Josh (Josue) J. Padilla
Director of Produce
Bronx, New York
Q: What items are currently selling and which are not selling as much – and why? What is driving sales of these items? How do you anticipate this will change in the next few weeks and what are you doing and planning as a result?
A: Many base ingredients, such as herbs, mushrooms, family-size packages, packaged vegetables and salads are selling well, as people’s dining options are limited.
Many pre-packaged items are selling better, since people are more secure in our food safety and coronavirus protocols. A lot of our grab-and-go items for snacking, such as parfaits, single serve juices, and small packages, have decreased in sales, since people have stopped going to work, gyms, parks, etc.
We expect that as people get back to work, school and their daily routines, these snacking items will begin to increase. We expect strong produce sales to continue as people’s fears of being around so many others limit their exposure to dining out.
Q Since we are soon entering the bulk of the domestic season for fresh produce in North America, what challenges and opportunities does this provide? What advice are you giving to growers who are harvesting now and are planning to harvest soon?
A: With much of the foodservice buying off the radar, we have been able to get better quality, availability and pricing to move product. This has also been a good time to do category reviews. At this juncture, items that are not selling will probably never sell during the pandemic and shut-down, and it may a good time to be discontinued and replaced with newer or fast-selling items.
I also believe that this is a good time to add some new items. I definitely would recommend growers to increase the acreage to faster-selling items. This is a good time for growers and retail chains to support their local programs to specific stores by going DSD, rather than farm to warehouse.
Q: With a downturn in foodservice demand currently, how have you as a retailer been able to respond to supply your customers? For example, are you selling more produce via online?
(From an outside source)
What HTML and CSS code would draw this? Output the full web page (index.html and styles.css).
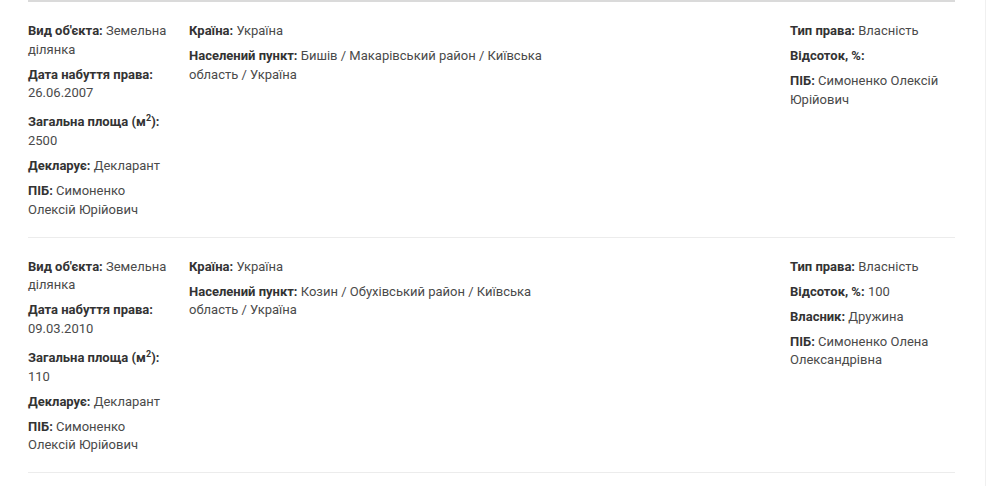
FILE: index.html
```html
<!DOCTYPE html>
<html lang="uk">
<head>
    <meta charset="UTF-8">
    <meta name="viewport" content="width=device-width, initial-scale=1.0">
    <title>Земельні ділянки</title>
    <link rel="stylesheet" href="styles.css">
</head>
<body>
    <div class="list">
        <div class="item">
            <div class="col first">
                <div class="field"><b>Вид об'єкта:</b> Земельна ділянка</div>
                <div class="field"><b>Дата набуття права:</b> 26.06.2007</div>
                <div class="field"><b>Загальна площа (м<sup>2</sup>):</b> 2500</div>
                <div class="field"><b>Декларує:</b> Декларант</div>
                <div class="field"><b>ПІБ:</b> Симоненко Олексій Юрійович</div>
            </div>
            <div class="col middle">
                <div class="field"><b>Країна:</b> Україна</div>
                <div class="field"><b>Населений пункт:</b> Бишів / Макарівський район / Київська область / Україна</div>
            </div>
            <div class="col last">
                <div class="field"><b>Тип права:</b> Власність</div>
                <div class="field"><b>Відсоток, %:</b></div>
                <div class="field"><b>ПІБ:</b> Симоненко Олексій Юрійович</div>
            </div>
        </div>

        <div class="item">
            <div class="col first">
                <div class="field"><b>Вид об'єкта:</b> Земельна ділянка</div>
                <div class="field"><b>Дата набуття права:</b> 09.03.2010</div>
                <div class="field"><b>Загальна площа (м<sup>2</sup>):</b> 110</div>
                <div class="field"><b>Декларує:</b> Декларант</div>
                <div class="field"><b>ПІБ:</b> Симоненко Олексій Юрійович</div>
            </div>
            <div class="col middle">
                <div class="field"><b>Країна:</b> Україна</div>
                <div class="field"><b>Населений пункт:</b> Козин / Обухівський район / Київська область / Україна</div>
            </div>
            <div class="col last">
                <div class="field"><b>Тип права:</b> Власність</div>
                <div class="field"><b>Відсоток, %:</b> 100</div>
                <div class="field"><b>Власник:</b> Дружина</div>
                <div class="field"><b>ПІБ:</b> Симоненко Олена Олександрівна</div>
            </div>
        </div>
    </div>
    <div class="edge"></div>
</body>
</html>
```

FILE: styles.css
```css
body {
    margin: 0;
    background: #fff;
    font-family: Roboto, "Noto Sans", sans-serif;
    font-size: 13px;
    color: #4a4a4a;
}

.list {
    width: 927px;
    margin-left: 28px;
    border-top: solid 2px #dadada;
}

.item {
    display: flex;
    padding: 20px 0 11px;
    border-bottom: solid 1px #ececec;
}

.col {
    flex: none;
}

.first {
    width: 144px;
    margin-right: 17px;
}

.middle {
    width: 370px;
    margin-right: 231px;
}

.last {
    width: 160px;
}

.field {
    line-height: 18.6px;
    margin-bottom: 6.4px;
}

.field b {
    color: #333;
    font-weight: bold;
}

sup {
    font-size: 9px;
}

.edge {
    position: fixed;
    top: 0;
    right: 2px;
    width: 1px;
    height: 100%;
    background: #f0f0f0;
}
```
A: We have been more in stock with cooking items. We have increased our assortment. As a high end retailer, we still have been able to either consistently sell or increase sales of more niche items to our regular customers as they assume the cooking responsibilities from restaurants.
In addition, our delivery service has increased because of social-distancing measures and customer concerns of contracting COVID-19.
Q: What is most important to you at this time in working with your grower/shippers/wholesalers?
A: Communication on quality and availability are most important. With different grades of produce available on the buying market, we made a concerted effort to procure the best quality available. We have also been in communication with our suppliers on what their COVID-19 plans have been.
Q: What are the top challenges you see in the months ahead in terms of fully supplying your produce departments?
A: Labor will be a challenge at the both growing, shipping and warehouse end. Being in New York City, the epicenter of the coronavirus, we have seen a high level of people calling in sick and some staff not able to work, which may affect our merchandising and production teams.
In addition, the availability of drivers, who want to come into NYC, has been difficult causing missed trucks and a lot of out-of-stocks. Our partner/growers have been affected with reduced labor availability.
Q: In the possible economic downturn we might see, how do you see this affecting produce sales overall and the ability to price and promote in the future?
A: Catering to high-end consumer, we are not susceptible to pricing and promoting. We may have to further venture into better grades, larger sizing and newer and niche items to differentiate ourselves from the low cost providers.
Q: When this crisis is over, will consumers continue to order more produce online?
A: I truly believe that the social distancing effects of the COVID-19 will continue, causing lower customer counts in stores and higher online produce sales.
Q: Working through what you are now, what advice would you give to a produce executive in your shoes in the future about what to do?
A: Steady the ship. Keep 100% fulfillment of core produce items. Now is the time for analysis and category reviews. Eliminate redundant items.